**GIVEN REQUEST**
Leave out the pictures and print only the lines from the one with "Clone this screenshot in Tailwind CSS." through the one with "flex h-[870px] w-[3818px]", exactly as they are.

□ □ □ □ □

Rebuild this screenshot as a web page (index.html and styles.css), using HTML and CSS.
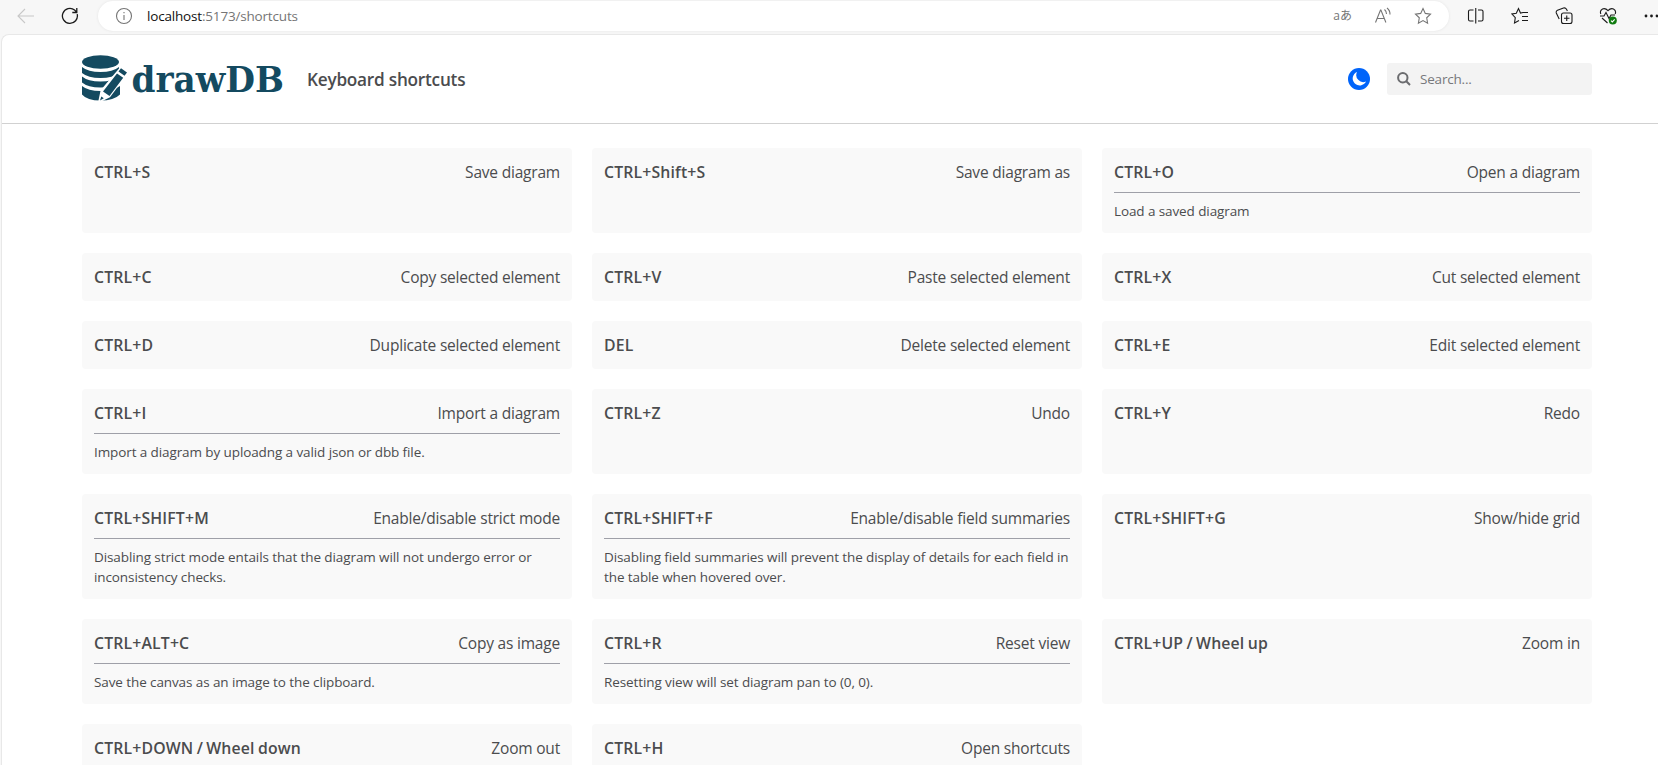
FILE: index.html
```html
<!DOCTYPE html>
<html lang="en">
<head>
    <meta charset="utf-8" />
    <title>Shortcuts | drawDB</title>
    <link rel="stylesheet" href="styles.css">
</head>
<body>
    <div class="toolbar">
        <svg class="back" width="18" height="18" viewBox="0 0 18 18"><path d="M17 9H1.500M8 2L1 9l7 7"/></svg>
        <svg class="reload" width="18" height="18" viewBox="0 0 18 18"><path d="M16.200 7.200A7.500 7.500 0 1 1 13.600 3.100L15.500 5M15.800 1v4.500h-4.500"/></svg>
        <div class="address">
            <svg width="18" height="18" viewBox="0 0 18 18"><circle cx="9" cy="9" r="7.500"/><path d="M9 8v5M9 5v1.300"/></svg>
            <span class="url"><b>localhost</b>:5173/shortcuts</span>
            <div class="address-icons">
                <span class="translate">aあ</span>
                <svg width="18" height="18" viewBox="0 0 18 18"><path d="M1.500 15.500L6.500 3h.4l5 12.500M3.200 11.500h7M10.500 2.500q2 1.800 2 4.500M13 1q3.200 2.500 3 6.500"/></svg>
                <svg width="18" height="18" viewBox="0 0 18 18"><path d="M9 1.500l2.300 4.900 5.200.7-3.800 3.700.9 5.400L9 13.600l-4.600 2.600.9-5.400L1.500 7.100l5.200-.7z"/></svg>
            </div>
        </div>
        <div class="tools">
            <svg width="18" height="18" viewBox="0 0 18 18"><path d="M6.500 3H3Q1.500 3 1.500 4.500v8Q1.500 14 3 14h3.500M11 3h3.500Q16 3 16 4.500v8q0 1.500-1.500 1.500H11M8.750 1v15.500"/></svg>
            <svg width="18" height="18" viewBox="0 0 18 18"><path d="M17 5.500h-5L9.500 6 7.500 1.500 5.300 6.300 1 7l3.300 3.600-.8 5.300L8 13.500M11 9.500h6M11 13.500h6"/></svg>
            <svg width="18" height="18" viewBox="0 0 18 18"><rect x="6.500" y="6" width="10.500" height="10.500" rx="2"/><path d="M4.200 12L1.300 6Q.8 4 2.500 3.200L8.500 1q2-.5 3 1.300l.9 1.700M11.750 8.500v5.500M9 11.250h5.500"/></svg>
            <svg width="18" height="18" viewBox="0 0 18 18"><path d="M1.800 7Q.5 3.500 3.500 1.900 6.500.8 9 3.700q2.500-2.900 5.500-1.800 3 1.600 1.700 5.100M1 9h4l2-3.500 3 6L12 8h4M3 11l5.500 5"/><circle class="ok" cx="13.800" cy="13.500" r="4"/><path class="tick" d="M12 13.700l1.300 1.200 2.400-2.600"/></svg>
            <svg class="more" width="18" height="18" viewBox="0 0 18 18"><circle cx="3" cy="9" r="1.400"/><circle cx="8.500" cy="9" r="1.400"/><circle cx="14" cy="9" r="1.400"/></svg>
        </div>
    </div>

    <div class="page">
        <header>
            <svg class="logo" width="204" height="48" viewBox="0 0 204 48">
                <ellipse cx="18.500" cy="7" rx="18.500" ry="6.700"/>
                <path d="M0 12Q6 17 18.500 17T37 12V18Q31 23 18.500 23T0 18z"/>
                <path d="M0 21.500Q6 26.500 18.500 26.500T37 21.500V27.500Q31 32.500 18.500 32.500T0 27.500z"/>
                <path d="M0 31Q6 36 18.500 36T38 31V39.500Q32 45.500 18.500 45.500T0 39.500z"/>
                <!-- pencil: white gap first, then cap, body and tip -->
                <path class="gap" d="M39 13.500L44.700 17.300 27 41 18 45.500 20 36z"/>
                <path d="M39 13.300L45 17.500 42.500 20.800 36.500 16.500zM35 18.500L41.200 22.800 27.500 41 21 36.500zM19.300 41.500l2.500 1.800-3.800 2.200z"/>
                <text x="49.500" y="36.700" textLength="152.500" lengthAdjust="spacingAndGlyphs">drawDB</text>
            </svg>
            <h1>Keyboard shortcuts</h1>
            <svg class="theme" width="22" height="22" viewBox="0 0 22 22"><circle cx="11" cy="11" r="11"/><path d="M9 4A7 7 0 1 0 18 13.500A7 7 0 0 1 9 4z"/></svg>
            <div class="search">
                <svg width="14" height="14" viewBox="0 0 14 14"><circle cx="5.800" cy="5.800" r="4.700"/><path d="M9.300 9.300L13 13"/></svg>
                <span>Search...</span>
            </div>
        </header>

        <div class="cards">
            <div class="card"><div class="row"><b>CTRL+S</b><span>Save diagram</span></div></div>
            <div class="card"><div class="row"><b>CTRL+Shift+S</b><span>Save diagram as</span></div></div>
            <div class="card"><div class="row"><b>CTRL+O</b><span>Open a diagram</span></div><p>Load a saved diagram</p></div>

            <div class="card"><div class="row"><b>CTRL+C</b><span>Copy selected element</span></div></div>
            <div class="card"><div class="row"><b>CTRL+V</b><span>Paste selected element</span></div></div>
            <div class="card"><div class="row"><b>CTRL+X</b><span>Cut selected element</span></div></div>

            <div class="card"><div class="row"><b>CTRL+D</b><span>Duplicate selected element</span></div></div>
            <div class="card"><div class="row"><b>DEL</b><span>Delete selected element</span></div></div>
            <div class="card"><div class="row"><b>CTRL+E</b><span>Edit selected element</span></div></div>

            <div class="card"><div class="row"><b>CTRL+I</b><span>Import a diagram</span></div><p>Import a diagram by uploadng a valid json or dbb file.</p></div>
            <div class="card"><div class="row"><b>CTRL+Z</b><span>Undo</span></div></div>
            <div class="card"><div class="row"><b>CTRL+Y</b><span>Redo</span></div></div>

            <div class="card"><div class="row"><b>CTRL+SHIFT+M</b><span>Enable/disable strict mode</span></div><p>Disabling strict mode entails that the diagram will not undergo error or inconsistency checks.</p></div>
            <div class="card"><div class="row"><b>CTRL+SHIFT+F</b><span>Enable/disable field summaries</span></div><p>Disabling field summaries will prevent the display of details for each field in the table when hovered over.</p></div>
            <div class="card"><div class="row"><b>CTRL+SHIFT+G</b><span>Show/hide grid</span></div></div>

            <div class="card"><div class="row"><b>CTRL+ALT+C</b><span>Copy as image</span></div><p>Save the canvas as an image to the clipboard.</p></div>
            <div class="card"><div class="row"><b>CTRL+R</b><span>Reset view</span></div><p>Resetting view will set diagram pan to (0, 0).</p></div>
            <div class="card"><div class="row"><b>CTRL+UP / Wheel up</b><span>Zoom in</span></div></div>

            <div class="card"><div class="row"><b>CTRL+DOWN / Wheel down</b><span>Zoom out</span></div></div>
            <div class="card"><div class="row"><b>CTRL+H</b><span>Open shortcuts</span></div></div>
        </div>
    </div>
</body>
</html>
```
FILE: styles.css
```css
* {
    box-sizing: border-box;
}

body {
    margin: 0;
    height: 765px;
    overflow: hidden;
    display: flex;
    flex-direction: column;
    background-color: #f7f7f7;
    font-family: "Open Sans", "Noto Sans", sans-serif;
    color: #4b4c4e;
}

svg {
    flex: none;
    fill: none;
    stroke-width: 1.1;
}

.toolbar {
    flex: none;
    height: 34px;
    padding: 1px 0 3px 17px;
    display: flex;
    align-items: center;
}

.back {
    stroke: #c8c8c8;
}

.reload {
    margin-left: 26px;
    stroke: #1b1b1b;
    stroke-width: 1.3;
}

.address {
    flex: none;
    width: 1351px;
    height: 30px;
    margin-left: 19px;
    padding: 0 17px 0 17px;
    display: flex;
    align-items: center;
    border-radius: 15px;
    background-color: #fff;
    box-shadow: 0 0 3px #e4e4e4;
    stroke: #757575;
}

.url {
    margin-left: 14px;
    font-size: 13.5px;
    letter-spacing: -0.18px;
    color: #757575;
}

.url b {
    font-weight: normal;
    color: #111;
}

.address-icons {
    margin-left: auto;
    display: flex;
    align-items: center;
    gap: 22px;
}

.translate {
    font-family: "Open Sans", "Noto Sans CJK JP", sans-serif;
    font-size: 12px;
    line-height: 18px;
    color: #757575;
}

.tools {
    margin-left: 18px;
    display: flex;
    gap: 26px;
    stroke: #1b1b1b;
}

.ok {
    fill: #0f7b0f;
    stroke: none;
}

.tick {
    stroke: #fff;
}

.more {
    fill: #1b1b1b;
    stroke: none;
}

.page {
    flex: 1;
    margin-left: 1px;
    min-height: 0;
    border: 1px solid #e8e8e8;
    border-width: 1px 0 0 1px;
    border-top-left-radius: 8px;
    background-color: #fff;
}

header {
    height: 89px;
    padding: 0 66px 0 80px;
    display: flex;
    align-items: center;
    border-bottom: 1px solid #d1d1d1;
}

.logo {
    overflow: visible;
    fill: #144a60;
}

.logo text {
    font-family: "DejaVu Serif", serif;
    font-size: 35px;
    font-weight: bold;
}

.gap {
    fill: #fff;
    stroke: #fff;
    stroke-width: 3;
}

h1 {
    margin: 1px auto 0 21px;
    font-size: 17.2px;
    font-weight: 600;
    letter-spacing: -0.23px;
}

.theme circle {
    fill: #0064fa;
}

.theme path {
    fill: #fff;
}

.search {
    width: 205px;
    height: 32px;
    margin-left: 17px;
    padding: 0 10px;
    display: flex;
    align-items: center;
    gap: 9px;
    border-radius: 3px;
    background-color: #f3f3f3;
    color: #77787b;
    font-size: 13.5px;
    letter-spacing: -0.2px;
}

.search svg {
    stroke: #6b6c6f;
    stroke-width: 2;
}

.cards {
    padding: 24px 66px 0 80px;
    display: grid;
    grid-template-columns: repeat(3, 490px);
    gap: 20px;
}

.card {
    padding: 12px;
    border-radius: 4px;
    background-color: #f9f9f9;
}

.row {
    display: flex;
    justify-content: space-between;
    font-size: 15.5px;
    line-height: 24px;
    letter-spacing: -0.2px;
}

.row b {
    font-size: 15.8px;
    font-weight: 600;
    letter-spacing: 0.16px;
    word-spacing: -1px;
}

.card p {
    margin: 8px 0 0;
    padding-top: 8px;
    border-top: 1px solid #9fa0a8;
    font-size: 13.5px;
    line-height: 20px;
    letter-spacing: -0.1px;
}
```
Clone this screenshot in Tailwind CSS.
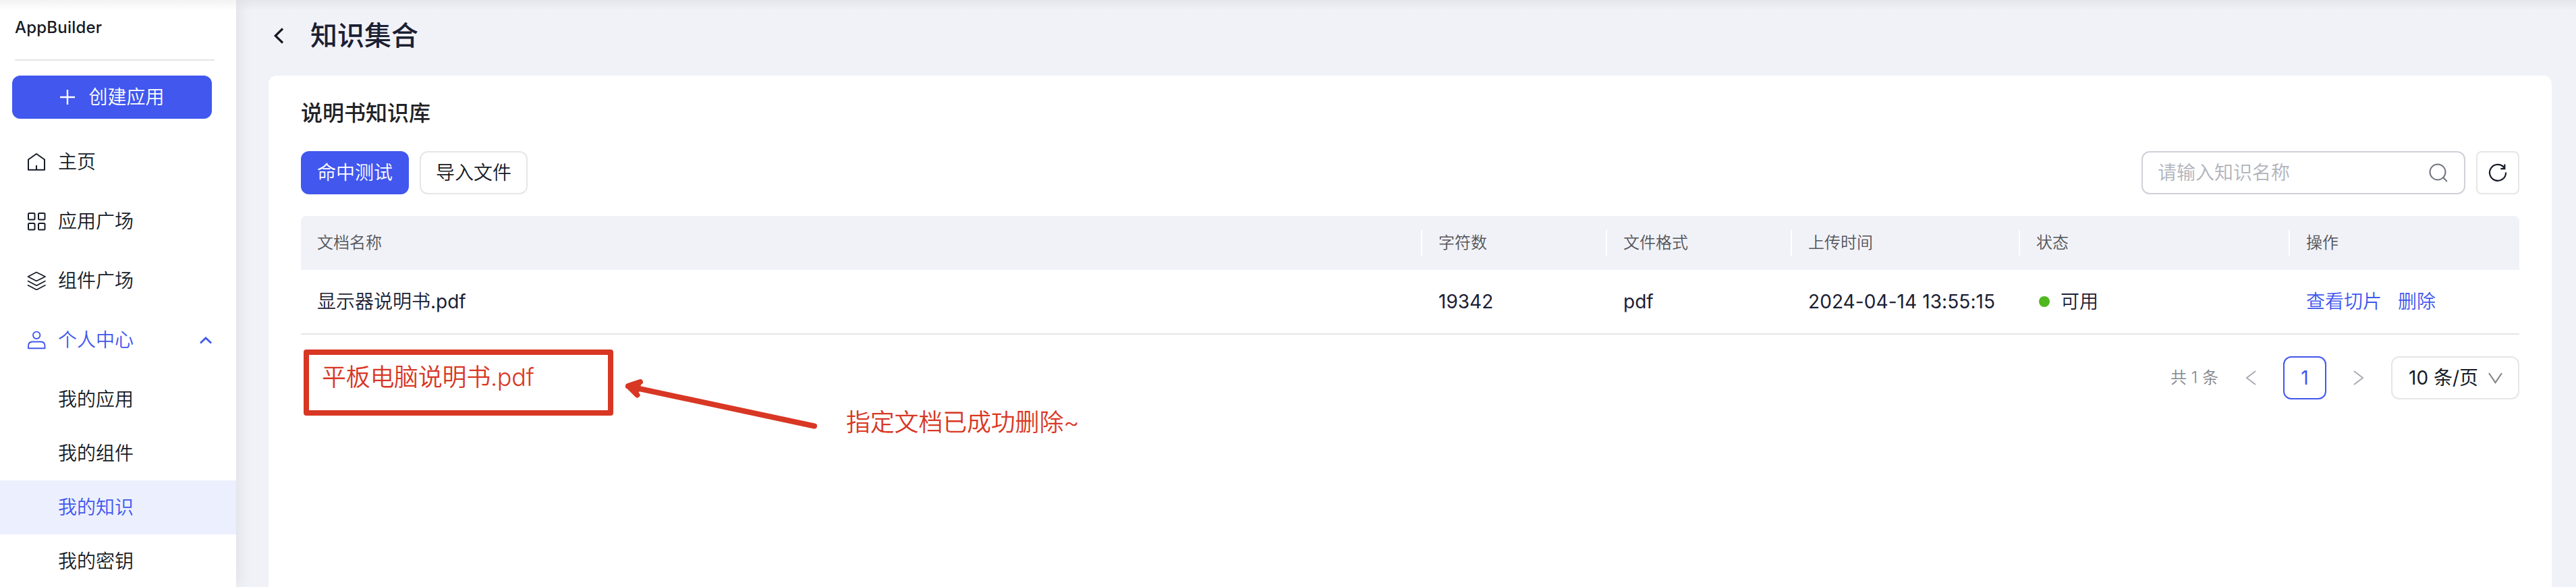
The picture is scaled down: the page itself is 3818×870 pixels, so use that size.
<!DOCTYPE html>
<html lang="zh-CN">
<head>
<meta charset="utf-8">
<title>知识集合 - AppBuilder</title>
<script src="https://cdn.jsdelivr.net/npm/@tailwindcss/browser@4"></script>
</head>
<body class="relative flex h-[870px] w-[3818px] overflow-hidden bg-[#f1f2f8] font-['Inter','Noto_Sans_CJK_SC',sans-serif] text-[28px] leading-none font-[350] text-[#151b26]">

  <!-- Sidebar -->
  <aside class="z-10 flex h-[870px] w-[350px] shrink-0 flex-col overflow-hidden bg-white shadow-[0_0_24px_rgba(0,0,0,0.10)]">
    <div class="ml-[22px] flex h-[90px] w-[296px] shrink-0 items-center border-b-2 border-[#e5e5e5] pb-[6px] text-[24px] font-[450]"><span class="tracking-[0.2px]">AppBuilder</span></div>
    <button class="mt-[22px] ml-[18px] flex h-16 w-[296px] shrink-0 items-center justify-center gap-[19px] rounded-xl bg-[#4157ee] text-white">
      <svg class="size-6" viewBox="0 0 24 24" fill="none" stroke="currentColor" stroke-width="2.4"><path d="M12 1v22M1 12h22"/></svg>
      <span>创建应用</span>
    </button>
    <nav class="mt-5 flex flex-col">
      <a class="flex h-[88px] items-center gap-[18px] pl-10">
        <svg class="size-7" viewBox="0 0 28 28" fill="none" stroke="currentColor" stroke-width="2" stroke-linejoin="round"><path d="M2 10.500 14 2l12 8.500V25.700H2zM14 19v6.500"/></svg>
        <span>主页</span>
      </a>
      <a class="flex h-[88px] items-center gap-[18px] pl-10">
        <svg class="size-7" viewBox="0 0 28 28" fill="none" stroke="currentColor" stroke-width="2"><rect x="2" y="2" width="9.500" height="9.500" rx="1.500"/><rect x="17" y="2" width="9.500" height="9.500" rx="1.500"/><rect x="2" y="17" width="9.500" height="9.500" rx="1.500"/><rect x="17" y="17" width="9.500" height="9.500" rx="1.500"/></svg>
        <span>应用广场</span>
      </a>
      <a class="flex h-[88px] items-center gap-[18px] pl-10">
        <svg class="size-7" viewBox="0 0 28 28" fill="none" stroke="currentColor" stroke-width="1.700" stroke-linejoin="round"><path d="M1.500 8 14 1.500 27 8 14 14.500zM1 14.200l13.200 7L27.500 14.200M1 20.500l13.200 7L27.500 20.500"/></svg>
        <span>组件广场</span>
      </a>
      <a class="flex h-[88px] items-center gap-[18px] pl-10 text-[#4157ee]">
        <svg class="size-7" viewBox="0 0 28 28" fill="none" stroke="currentColor" stroke-width="1.900" stroke-linejoin="round"><circle cx="14.200" cy="6.800" r="5.200"/><path d="M2 26.300V23c0-4.400 2.600-6.500 6.500-6.500h11.500c3.900 0 6.500 2.100 6.500 6.500v3.300z"/></svg>
        <span>个人中心</span>
        <svg class="ml-[80px] h-5 w-[18px]" viewBox="0 0 18 20" fill="none" stroke="currentColor" stroke-width="2.800"><path d="M1 14.500 9 7l8 7.500"/></svg>
      </a>
      <div class="mt-1 flex flex-col">
        <a class="flex h-20 items-center pl-[86px]">我的应用</a>
        <a class="flex h-20 items-center pl-[86px]">我的组件</a>
        <a class="flex h-20 items-center bg-[#ecf0fe] pl-[86px] text-[#4157ee]">我的知识</a>
        <a class="flex h-20 items-center pl-[86px]">我的密钥</a>
      </div>
    </nav>
  </aside>

  <!-- Main area -->
  <main class="flex w-[3468px] flex-col pr-9 pl-12">
    <header class="flex h-[112px] shrink-0 items-center pb-[6px] pl-[6px]">
      <svg class="h-6 w-5" viewBox="0 0 20 24" fill="none" stroke="currentColor" stroke-width="3.200"><path d="M15 1.500 4.200 12 15 22.500"/></svg>
      <h1 class="ml-[36px] text-[40px] font-medium text-[#1b2033]">知识集合</h1>
    </header>

    <section class="flex h-[770px] flex-col rounded-t-xl bg-white px-12">
      <h2 class="flex h-[112px] shrink-0 items-center text-[32px] font-medium text-[#212226]">说明书知识库</h2>

      <div class="flex h-16 items-center gap-4">
        <button class="flex h-16 w-40 items-center justify-center rounded-xl bg-[#4157ee] text-white">命中测试</button>
        <button class="flex h-16 w-40 items-center justify-center rounded-xl border-2 border-[#e6e6e6]">导入文件</button>
        <div class="ml-auto flex h-16 w-[480px] items-center justify-between rounded-xl border-2 border-[#d0d1d8] pr-[24px] pl-[22px]">
          <span class="text-[#b1b3bb]">请输入知识名称</span>
          <svg class="size-7" viewBox="0 0 28 28" fill="none" stroke="#73767e" stroke-width="2"><circle cx="13" cy="13" r="11.500"/><path d="m21 21 5.800 6"/></svg>
        </div>
        <button class="flex size-16 items-center justify-center rounded-lg border-2 border-[#e6e6e6]">
          <svg class="size-7" viewBox="0 0 28 28" fill="none" stroke="currentColor" stroke-width="2.200"><path d="M26 13.500A12 12 0 1 1 23.500 6.500"/><path d="M24.300 1.500v6.600h-6"/></svg>
        </button>
      </div>

      <!-- Document table -->
      <div class="mt-8 grid h-20 shrink-0 grid-cols-[1662px_274px_274px_338px_400px_340px] items-center rounded-t-lg bg-[#f1f2f8] text-[24px] text-[#545558]">
        <div class="flex h-[38px] items-center border-r-2 border-white pl-6">文档名称</div>
        <div class="flex h-[38px] items-center border-r-2 border-white pl-6">字符数</div>
        <div class="flex h-[38px] items-center border-r-2 border-white pl-6">文件格式</div>
        <div class="flex h-[38px] items-center border-r-2 border-white pl-6">上传时间</div>
        <div class="flex h-[38px] items-center border-r-2 border-white pl-6">状态</div>
        <div class="flex h-[38px] items-center pl-6">操作</div>
      </div>
      <div class="grid h-24 shrink-0 grid-cols-[1662px_274px_274px_338px_400px_340px] items-center border-b-2 border-[#e5e5e7] text-[#1b2033]">
        <div class="pl-6">显示器说明书<span class="font-normal">.pdf</span></div>
        <div class="pl-6 font-normal">19342</div>
        <div class="pl-6 font-normal">pdf</div>
        <div class="pl-6 font-normal tracking-[0.08px] whitespace-nowrap">2024-04-14 13:55:15</div>
        <div class="flex items-center gap-4 pl-7"><span class="size-4 rounded-full bg-[#50b71f]"></span>可用</div>
        <div class="flex gap-6 pl-6 text-[#4157ee]"><a>查看切片</a><a>删除</a></div>
      </div>

      <!-- Pagination -->
      <div class="mt-8 flex h-16 items-center justify-end">
        <span class="mr-[40px] text-[24px] text-[#84868c]">共 1 条</span>
        <svg class="h-6 w-4" viewBox="0 0 16 24" fill="none" stroke="#a9abb3" stroke-width="2"><path d="M15 2 2 12l13 10"/></svg>
        <span class="mx-10 flex size-16 items-center justify-center rounded-xl border-2 border-[#4157ee] font-normal text-[#4157ee]">1</span>
        <svg class="h-6 w-4" viewBox="0 0 16 24" fill="none" stroke="#a9abb3" stroke-width="2"><path d="m1 2 13 10L1 22"/></svg>
        <div class="ml-10 flex h-16 w-[190px] items-center justify-between rounded-xl border-2 border-[#e6e6e6] pr-[23px] pl-6">
          <span class="font-normal whitespace-nowrap">10 条/页</span>
          <svg class="h-5 w-[21px]" viewBox="0 0 21 20" fill="none" stroke="#84868c" stroke-width="2.200"><path d="m1 3 9.500 14L20 3"/></svg>
        </div>
      </div>
    </section>
  </main>

  <!-- Soft shadow under the top edge -->
  <div class="absolute inset-x-0 top-0 z-20 h-4 bg-gradient-to-b from-black/5 to-transparent"></div>

  <!-- Red annotations laid over the page -->
  <div class="absolute top-[518px] left-[450px] flex h-[98px] w-[459px] items-center rounded-[4px] border-8 border-[#d83724] pb-[16px] pl-[19px] text-[36px] tracking-[-0.3px] text-[#d83724]">平板电脑说明书.pdf</div>
  <svg class="absolute top-[550px] left-[915px] h-[100px] w-[310px]" viewBox="915 550 310 100" fill="none" stroke="#d83724" stroke-width="8" stroke-linecap="round" stroke-linejoin="round"><path d="M931 572.500 1207 631.500M949 566 931 572 944.500 585.500M938 573l6 6 2-9z"/></svg>
  <div class="absolute top-[608px] left-[1254px] text-[36px] tracking-[-0.2px] whitespace-nowrap text-[#d83724]">指定文档已成功删除~</div>
</body>
</html>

□ □ □ □ □

**SOLUTION**
Clone this screenshot in Tailwind CSS.
The picture is scaled down: the page itself is 3818×870 pixels, so use that size.
<!DOCTYPE html>
<html lang="zh-CN">
<head>
<meta charset="utf-8">
<title>知识集合 - AppBuilder</title>
<script src="https://cdn.jsdelivr.net/npm/@tailwindcss/browser@4"></script>
</head>
<body class="relative flex h-[870px] w-[3818px] overflow-hidden bg-[#f1f2f8] font-['Inter','Noto_Sans_CJK_SC',sans-serif] text-[28px] leading-none font-[350] text-[#151b26]">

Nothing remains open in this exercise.